How to ask for referrals from existing clients. Excerpt from: Growing Your Client Base, Paul Denvir and Kevin Walker, 2006
A few years ago I was doing a lot of business development training work for a long-standing banking client. The managers that I was working with had, as one of their key tasks, to develop new business from new customers. Their customer base was in the mid corporate market and each manager typically managed around 40 to 50 relationships. According to independent research this bank’s mid corporate customers were the most satisfied in the UK. This was not a one-off aberration. Quarter by quarter this bank’s customers rated their relationship with their bank – and their bank manager – higher than any other bank’s customers did.
However the managers struggled with the task of new business acquisition and most hated the prospect of being asked to ‘cold call’. On one of the workshops I asked the participating group three questions.
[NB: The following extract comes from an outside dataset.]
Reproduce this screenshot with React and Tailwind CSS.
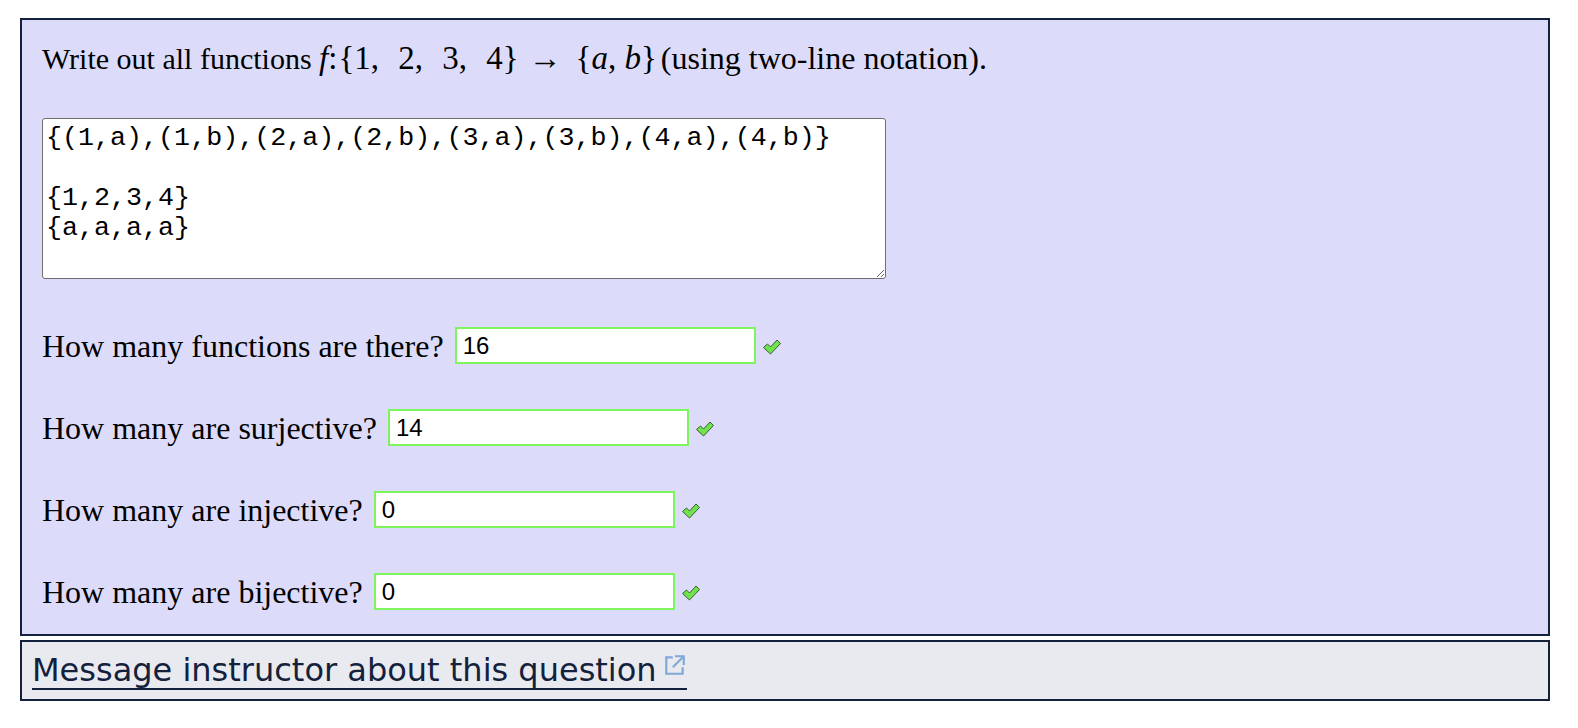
const CheckMark = () => (
    <svg width="20" height="18" viewBox="0 0 20 18" className="shrink-0">
        <path
            d="M1.5 9.5 L5.5 6 L8.5 9 L15 2 L18.5 5.5 L8.5 16 Z"
            fill="#6fe34c"
            stroke="#3d5a38"
            strokeWidth="1"
            strokeLinejoin="round"
        />
    </svg>
);

const ExternalIcon = () => (
    <svg width="24" height="24" viewBox="0 0 22 22" className="inline-block ml-[6px] -mt-[14px] align-middle">
        <path d="M9 4 H3 V19 H18 V13" fill="none" stroke="#80a8d8" strokeWidth="2" />
        <path d="M11 3 H19 V11" fill="none" stroke="#80a8d8" strokeWidth="2" />
        <path d="M19 3 L9 13" fill="none" stroke="#80a8d8" strokeWidth="2" />
    </svg>
);

const Question = ({ label, value }) => (
    <div className="flex items-center h-[37px]">
        <span className="text-[32px] text-black">{label}</span>
        <input
            readOnly
            value={value}
            className="ml-[11px] w-[301px] h-[37px] border-2 border-[#7ef55c] bg-white px-[6px] text-[24px] text-black outline-none"
            style={{ fontFamily: '"Liberation Sans", Arial, sans-serif' }}
        />
        <span className="ml-[6px] mt-[2px]">
            <CheckMark />
        </span>
    </div>
);

const App = () => {
    const answer = '{(1,a),(1,b),(2,a),(2,b),(3,a),(3,b),(4,a),(4,b)}\n\n{1,2,3,4}\n{a,a,a,a}';

    return (
        <div className="min-h-screen bg-white pl-[20px] pt-[18px]" style={{ fontFamily: '"Liberation Serif", "Times New Roman", serif' }}>
            {/* Problem body */}
            <div className="w-[1530px] border-2 border-[#14213d] bg-[#dcdcfa] px-[20px] pt-[20px] pb-[24px]">
                <p className="text-[30px] leading-[36px] text-black whitespace-nowrap">
                    Write out all functions{' '}
                    <span className="text-[33px]">
                        <i>f</i>:<span className="ml-[1px]">{'{'}1,<span className="mr-[11px]" /> 2,<span className="mr-[11px]" /> 3,<span className="mr-[11px]" /> 4{'}'}</span>
                        <span className="ml-[10px] mr-[14px]">→</span>
                        {'{'}<i>a</i>, <i>b</i>{'}'}
                    </span>
                    <span className="ml-[4px] text-[32px]">(using two-line notation).</span>
                </p>

                <textarea
                    readOnly
                    value={answer}
                    className="mt-[41px] block w-[844px] h-[161px] border border-[#6e6e6e] rounded-[3px] bg-white px-[3px] pt-[4px] text-[26.7px] leading-[30px] text-black outline-none"
                    style={{ fontFamily: '"Liberation Mono", "Courier New", monospace' }}
                />

                <div className="mt-[48px] flex flex-col gap-[45px]">
                    <Question label="How many functions are there?" value="16" />
                    <Question label="How many are surjective?" value="14" />
                    <Question label="How many are injective?" value="0" />
                    <Question label="How many are bijective?" value="0" />
                </div>
            </div>

            {/* Footer */}
            <div className="mt-[4px] w-[1530px] h-[61px] border-2 border-[#14213d] bg-[#e9eaef] px-[10px] flex items-center">
                <a
                    href="#"
                    className="inline-block text-[32px] leading-[36px] text-[#14213d] no-underline border-b-2 border-[#14213d]"
                    style={{ fontFamily: '"DejaVu Sans", Verdana, sans-serif' }}
                >
                    Message instructor about this question
                    <ExternalIcon />
                </a>
            </div>
        </div>
    );
};

export default App;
Question one was, “How many relationships do you manage? Please write the number down on a sheet of paper”. Question two was, “Of the number of relationships that you manage, how many customers have you got who are somewhere between being satisfied and highly delighted with the service that you provide? Will you please right the number down below your first number”.
Question three was. “Of the second number that you just wrote down, how many of these customers have you proactively asked for a referral or recommendation in the last year? Will you also write that number down?”
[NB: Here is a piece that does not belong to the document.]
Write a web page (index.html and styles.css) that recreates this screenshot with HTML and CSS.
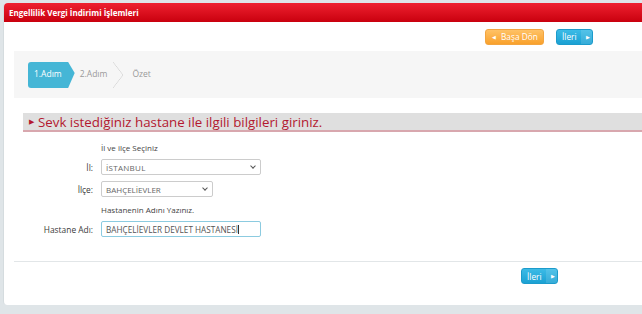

A pattern quickly emerged. The first two numbers were very similar – and the independent market research substantiated these estimates. However, the third number was usually zero.
Often clients do not realise that professionals, as part of their role, are responsible for new business development. It simply never occurs to them that a referral to a colleague or some other business associate would be extremely welcomed by their advisor. Why? Because the advisor has never raised the issue with the client.
Professionals regularly tell us, “I wouldn’t know what to say or how to say it. I don’t want to put my client under any obligation or pressure”.
“Let’s try this then,” we respond. “You are meeting with one of your clients. You have a good relationship with her and you have just completed a project that has gone extremely well. This is the review meeting and the client has just told you how delighted she is with the outcome of the work. At that point you say to her something along the lines of, ‘I’m pleased that you’re pleased and we look forward to working with you in the future. Also if you think that there are other people in your organisation – or indeed any other business associates – that we should be talking to about our capabilities then I would welcome the introduction’.” Given the context, how painful did that feel?
In asking for a referral two things are important. Firstly there is timing. The subject should be raised when the relationship is on a high. Why would any client recommend the mediocre to a colleague or other business associate? Secondly we have to be comfortable with our choice of words. We are never comfortable with any skill that we have not practised and most professionals have never practised asking for a referral. In our workshops we take professionals back to the scenario of the delighted client and tell them to write down what it is that they would say – word for word, in their own words, words that they will be personally comfortable with. We then get them to practise amongst themselves. It is amazing the improvement that can be seen and the confidence that can be gained through three or four articulations during a few minutes practice.
Having sown the seed the client should be left to decide her own response. Some may just nod, acknowledging that they have heard, but no more. Some will actually respond along the lines of, “I know that the people in our Manchester office are not entirely pleased with the advisors they have been using recently. I’ll give them a call and ………”
We should never put pressure on our existing clients or make them feel uncomfortable. Raising the subject of referrals in a thoughtful, practised way at the right time should not result in embarrassment on either side. In practice we find that once clients realise that business development is an important role for the professionals with whom they work, some will act as a continual source of introductions for those professionals whose abilities and relationships they value highly.
How do referrals work as a marketing tool in the light of the two keys to marketing effectiveness? The answer is that whilst the person to whom the professional has been referred is unlikely to receive any immediate direct value, what they do receive is tremendous insight into what it is like to work with the professional concerned. The referee has months or perhaps years of real life experience that she can share with the person to whom she is making the recommendation.